> [What to do]:
In the listing below, locate the lines that hold the string "this". Copy those lines.

>>>

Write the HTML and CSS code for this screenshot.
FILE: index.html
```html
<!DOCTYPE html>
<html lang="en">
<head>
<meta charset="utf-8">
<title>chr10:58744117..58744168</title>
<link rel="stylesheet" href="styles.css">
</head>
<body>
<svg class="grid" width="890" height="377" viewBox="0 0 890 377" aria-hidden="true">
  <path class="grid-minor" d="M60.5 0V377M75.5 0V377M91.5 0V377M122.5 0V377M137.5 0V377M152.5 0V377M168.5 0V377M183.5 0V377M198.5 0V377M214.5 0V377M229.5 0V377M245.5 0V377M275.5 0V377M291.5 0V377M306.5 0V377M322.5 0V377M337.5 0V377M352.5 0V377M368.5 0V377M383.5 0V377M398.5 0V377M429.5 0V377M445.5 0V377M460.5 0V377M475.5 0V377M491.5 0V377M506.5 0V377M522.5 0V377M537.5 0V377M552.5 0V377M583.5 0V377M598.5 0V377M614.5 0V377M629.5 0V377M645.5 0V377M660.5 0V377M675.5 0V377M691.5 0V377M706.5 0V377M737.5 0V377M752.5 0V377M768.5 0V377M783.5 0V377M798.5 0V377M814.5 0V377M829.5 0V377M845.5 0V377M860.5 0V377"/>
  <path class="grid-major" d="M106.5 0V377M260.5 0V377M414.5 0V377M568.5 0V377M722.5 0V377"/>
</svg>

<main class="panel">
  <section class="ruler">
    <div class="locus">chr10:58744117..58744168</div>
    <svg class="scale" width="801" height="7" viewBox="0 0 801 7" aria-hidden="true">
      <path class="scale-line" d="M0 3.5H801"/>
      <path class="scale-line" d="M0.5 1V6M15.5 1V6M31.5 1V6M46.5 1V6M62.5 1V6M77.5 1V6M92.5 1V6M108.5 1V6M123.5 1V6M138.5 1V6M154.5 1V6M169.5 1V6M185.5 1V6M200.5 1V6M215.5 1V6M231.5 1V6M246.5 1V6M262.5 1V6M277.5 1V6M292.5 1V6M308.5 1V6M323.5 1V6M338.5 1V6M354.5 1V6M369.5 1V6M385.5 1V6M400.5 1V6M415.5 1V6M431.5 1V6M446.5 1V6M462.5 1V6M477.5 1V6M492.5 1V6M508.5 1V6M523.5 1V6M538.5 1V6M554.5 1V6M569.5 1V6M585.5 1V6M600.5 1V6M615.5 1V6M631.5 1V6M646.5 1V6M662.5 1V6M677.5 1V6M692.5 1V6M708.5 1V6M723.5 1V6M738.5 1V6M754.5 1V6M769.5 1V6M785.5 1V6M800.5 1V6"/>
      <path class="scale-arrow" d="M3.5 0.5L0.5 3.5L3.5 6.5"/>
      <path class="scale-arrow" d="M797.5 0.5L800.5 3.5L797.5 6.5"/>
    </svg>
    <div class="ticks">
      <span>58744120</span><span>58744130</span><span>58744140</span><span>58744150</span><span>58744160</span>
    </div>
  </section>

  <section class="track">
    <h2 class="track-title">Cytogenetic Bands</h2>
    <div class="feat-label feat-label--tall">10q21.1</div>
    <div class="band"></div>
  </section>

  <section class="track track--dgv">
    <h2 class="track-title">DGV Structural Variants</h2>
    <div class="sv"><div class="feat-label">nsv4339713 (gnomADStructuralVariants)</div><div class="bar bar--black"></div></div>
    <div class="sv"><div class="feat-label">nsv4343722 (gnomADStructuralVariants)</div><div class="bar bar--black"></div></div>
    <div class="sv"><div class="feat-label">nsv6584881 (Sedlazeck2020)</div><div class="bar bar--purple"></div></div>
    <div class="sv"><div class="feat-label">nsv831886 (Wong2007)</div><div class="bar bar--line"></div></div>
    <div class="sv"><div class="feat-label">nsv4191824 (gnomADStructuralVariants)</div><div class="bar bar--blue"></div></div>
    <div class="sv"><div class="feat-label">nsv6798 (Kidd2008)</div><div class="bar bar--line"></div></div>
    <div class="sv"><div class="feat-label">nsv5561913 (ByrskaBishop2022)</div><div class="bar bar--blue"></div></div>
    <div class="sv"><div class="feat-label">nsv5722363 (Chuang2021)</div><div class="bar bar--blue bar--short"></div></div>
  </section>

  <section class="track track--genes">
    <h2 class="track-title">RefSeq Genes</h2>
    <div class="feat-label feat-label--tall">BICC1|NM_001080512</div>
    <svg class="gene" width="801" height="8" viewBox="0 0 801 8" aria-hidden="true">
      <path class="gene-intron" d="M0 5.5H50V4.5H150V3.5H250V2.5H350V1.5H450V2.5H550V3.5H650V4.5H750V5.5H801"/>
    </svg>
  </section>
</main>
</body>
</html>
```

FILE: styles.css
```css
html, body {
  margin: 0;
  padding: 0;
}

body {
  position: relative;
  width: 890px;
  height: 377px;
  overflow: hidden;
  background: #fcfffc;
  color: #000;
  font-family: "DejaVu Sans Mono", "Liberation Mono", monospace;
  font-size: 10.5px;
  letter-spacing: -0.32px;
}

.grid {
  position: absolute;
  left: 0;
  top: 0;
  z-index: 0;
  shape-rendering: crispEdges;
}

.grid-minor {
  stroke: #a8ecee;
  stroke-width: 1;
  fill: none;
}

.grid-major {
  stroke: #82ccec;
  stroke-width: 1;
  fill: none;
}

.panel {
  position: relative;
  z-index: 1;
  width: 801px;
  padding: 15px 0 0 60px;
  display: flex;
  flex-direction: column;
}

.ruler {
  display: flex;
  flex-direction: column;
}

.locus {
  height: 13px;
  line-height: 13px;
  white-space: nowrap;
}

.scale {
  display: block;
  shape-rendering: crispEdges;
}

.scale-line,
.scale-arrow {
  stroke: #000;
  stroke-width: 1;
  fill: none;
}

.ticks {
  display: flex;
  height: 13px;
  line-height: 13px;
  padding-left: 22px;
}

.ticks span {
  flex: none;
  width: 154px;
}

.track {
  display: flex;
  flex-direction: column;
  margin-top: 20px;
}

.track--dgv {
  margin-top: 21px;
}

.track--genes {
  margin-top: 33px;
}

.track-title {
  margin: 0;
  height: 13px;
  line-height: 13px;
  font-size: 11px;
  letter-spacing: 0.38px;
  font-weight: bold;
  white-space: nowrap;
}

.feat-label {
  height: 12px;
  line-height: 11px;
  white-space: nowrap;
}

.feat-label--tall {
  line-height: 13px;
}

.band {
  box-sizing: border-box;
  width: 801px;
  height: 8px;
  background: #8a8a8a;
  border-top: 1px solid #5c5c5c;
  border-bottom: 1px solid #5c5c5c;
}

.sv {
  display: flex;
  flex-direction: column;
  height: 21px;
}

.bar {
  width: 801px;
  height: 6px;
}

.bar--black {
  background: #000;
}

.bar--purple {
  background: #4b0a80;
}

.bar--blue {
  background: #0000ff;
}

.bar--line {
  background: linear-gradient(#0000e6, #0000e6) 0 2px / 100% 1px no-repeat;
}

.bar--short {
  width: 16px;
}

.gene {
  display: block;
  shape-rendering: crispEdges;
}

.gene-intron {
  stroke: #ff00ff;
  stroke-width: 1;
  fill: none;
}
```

<<<
>>>

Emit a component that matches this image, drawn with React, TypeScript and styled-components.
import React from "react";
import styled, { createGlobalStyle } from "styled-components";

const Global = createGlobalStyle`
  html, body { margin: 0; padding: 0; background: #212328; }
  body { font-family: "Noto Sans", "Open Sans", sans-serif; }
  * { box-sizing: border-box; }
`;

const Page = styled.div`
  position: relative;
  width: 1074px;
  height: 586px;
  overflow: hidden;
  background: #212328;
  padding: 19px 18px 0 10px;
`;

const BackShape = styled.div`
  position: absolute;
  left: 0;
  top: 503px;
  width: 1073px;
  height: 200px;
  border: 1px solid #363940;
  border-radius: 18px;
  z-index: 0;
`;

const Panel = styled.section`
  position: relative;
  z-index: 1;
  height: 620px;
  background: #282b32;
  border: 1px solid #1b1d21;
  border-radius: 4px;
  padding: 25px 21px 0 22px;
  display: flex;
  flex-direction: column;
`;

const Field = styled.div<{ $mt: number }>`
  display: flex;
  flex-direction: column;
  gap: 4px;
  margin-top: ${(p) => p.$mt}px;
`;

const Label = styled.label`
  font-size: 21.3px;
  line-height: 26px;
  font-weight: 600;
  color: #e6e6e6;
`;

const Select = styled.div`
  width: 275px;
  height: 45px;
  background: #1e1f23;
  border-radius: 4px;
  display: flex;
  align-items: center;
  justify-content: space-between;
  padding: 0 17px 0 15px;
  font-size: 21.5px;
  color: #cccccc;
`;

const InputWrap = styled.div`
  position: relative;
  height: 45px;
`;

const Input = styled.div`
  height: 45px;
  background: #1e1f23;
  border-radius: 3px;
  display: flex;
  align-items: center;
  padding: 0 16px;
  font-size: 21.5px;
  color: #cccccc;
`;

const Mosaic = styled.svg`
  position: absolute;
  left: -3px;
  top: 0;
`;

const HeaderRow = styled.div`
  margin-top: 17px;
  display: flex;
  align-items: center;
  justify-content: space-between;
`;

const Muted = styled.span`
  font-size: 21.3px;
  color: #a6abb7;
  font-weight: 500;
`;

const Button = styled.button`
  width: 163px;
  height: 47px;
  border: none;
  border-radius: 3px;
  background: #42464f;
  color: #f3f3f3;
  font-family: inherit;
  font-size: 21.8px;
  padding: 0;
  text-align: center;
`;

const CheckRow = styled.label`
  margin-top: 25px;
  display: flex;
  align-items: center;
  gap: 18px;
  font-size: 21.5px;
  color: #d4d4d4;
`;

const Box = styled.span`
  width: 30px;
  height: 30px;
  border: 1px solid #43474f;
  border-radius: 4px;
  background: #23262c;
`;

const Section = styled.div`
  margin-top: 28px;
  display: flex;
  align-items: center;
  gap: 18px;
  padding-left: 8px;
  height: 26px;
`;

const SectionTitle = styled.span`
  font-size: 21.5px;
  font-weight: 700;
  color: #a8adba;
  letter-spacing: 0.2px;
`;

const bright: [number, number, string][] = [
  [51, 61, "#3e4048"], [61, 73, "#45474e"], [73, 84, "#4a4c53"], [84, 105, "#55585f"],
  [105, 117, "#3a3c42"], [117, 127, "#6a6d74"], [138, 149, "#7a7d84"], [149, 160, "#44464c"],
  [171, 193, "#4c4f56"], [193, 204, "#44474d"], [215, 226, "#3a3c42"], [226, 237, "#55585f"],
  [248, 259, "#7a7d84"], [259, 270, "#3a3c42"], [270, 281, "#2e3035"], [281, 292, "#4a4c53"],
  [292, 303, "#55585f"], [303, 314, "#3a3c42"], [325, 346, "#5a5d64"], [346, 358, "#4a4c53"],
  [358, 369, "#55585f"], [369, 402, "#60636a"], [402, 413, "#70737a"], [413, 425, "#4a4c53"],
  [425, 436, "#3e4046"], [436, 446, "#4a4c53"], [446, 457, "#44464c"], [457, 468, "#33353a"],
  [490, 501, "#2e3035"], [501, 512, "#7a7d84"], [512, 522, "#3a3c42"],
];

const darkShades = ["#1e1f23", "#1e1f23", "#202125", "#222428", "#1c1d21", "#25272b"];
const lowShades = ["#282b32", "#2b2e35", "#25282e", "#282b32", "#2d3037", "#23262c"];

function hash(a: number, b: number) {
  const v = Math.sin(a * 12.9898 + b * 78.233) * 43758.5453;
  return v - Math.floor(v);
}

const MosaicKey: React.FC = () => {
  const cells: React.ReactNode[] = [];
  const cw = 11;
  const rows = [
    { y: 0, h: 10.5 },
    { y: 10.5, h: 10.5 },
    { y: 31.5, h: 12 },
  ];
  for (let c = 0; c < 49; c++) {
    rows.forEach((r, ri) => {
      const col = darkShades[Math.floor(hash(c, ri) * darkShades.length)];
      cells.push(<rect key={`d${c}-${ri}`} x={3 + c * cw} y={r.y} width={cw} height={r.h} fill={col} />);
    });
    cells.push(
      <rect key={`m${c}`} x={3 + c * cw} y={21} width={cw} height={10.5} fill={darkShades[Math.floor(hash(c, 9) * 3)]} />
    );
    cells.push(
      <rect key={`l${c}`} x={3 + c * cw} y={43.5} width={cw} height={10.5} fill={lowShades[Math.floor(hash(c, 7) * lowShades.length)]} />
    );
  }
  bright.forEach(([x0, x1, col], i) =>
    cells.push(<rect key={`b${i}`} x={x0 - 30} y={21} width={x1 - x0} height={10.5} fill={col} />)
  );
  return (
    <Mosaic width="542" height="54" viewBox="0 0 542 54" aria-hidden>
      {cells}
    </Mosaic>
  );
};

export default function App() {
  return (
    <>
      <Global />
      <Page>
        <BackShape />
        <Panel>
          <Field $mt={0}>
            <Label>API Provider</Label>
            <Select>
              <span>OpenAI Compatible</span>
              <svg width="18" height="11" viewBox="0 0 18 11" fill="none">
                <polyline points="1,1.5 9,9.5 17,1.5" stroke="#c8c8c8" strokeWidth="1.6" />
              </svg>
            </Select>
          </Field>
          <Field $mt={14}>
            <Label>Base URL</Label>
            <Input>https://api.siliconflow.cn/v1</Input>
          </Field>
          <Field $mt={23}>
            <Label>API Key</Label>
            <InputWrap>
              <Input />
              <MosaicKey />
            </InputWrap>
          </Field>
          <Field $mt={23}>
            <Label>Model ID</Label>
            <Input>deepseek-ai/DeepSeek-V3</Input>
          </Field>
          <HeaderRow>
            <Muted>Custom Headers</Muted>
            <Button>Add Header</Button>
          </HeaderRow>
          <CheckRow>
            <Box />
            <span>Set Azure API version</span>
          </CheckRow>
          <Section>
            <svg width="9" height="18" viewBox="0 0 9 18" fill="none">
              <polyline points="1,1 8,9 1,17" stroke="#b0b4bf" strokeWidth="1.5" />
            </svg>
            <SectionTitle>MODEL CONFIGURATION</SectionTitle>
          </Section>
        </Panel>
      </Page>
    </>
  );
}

<<<

> [Correct answer]:
Write the HTML and CSS code for this screenshot.
Emit a component that matches this image, drawn with React, TypeScript and styled-components.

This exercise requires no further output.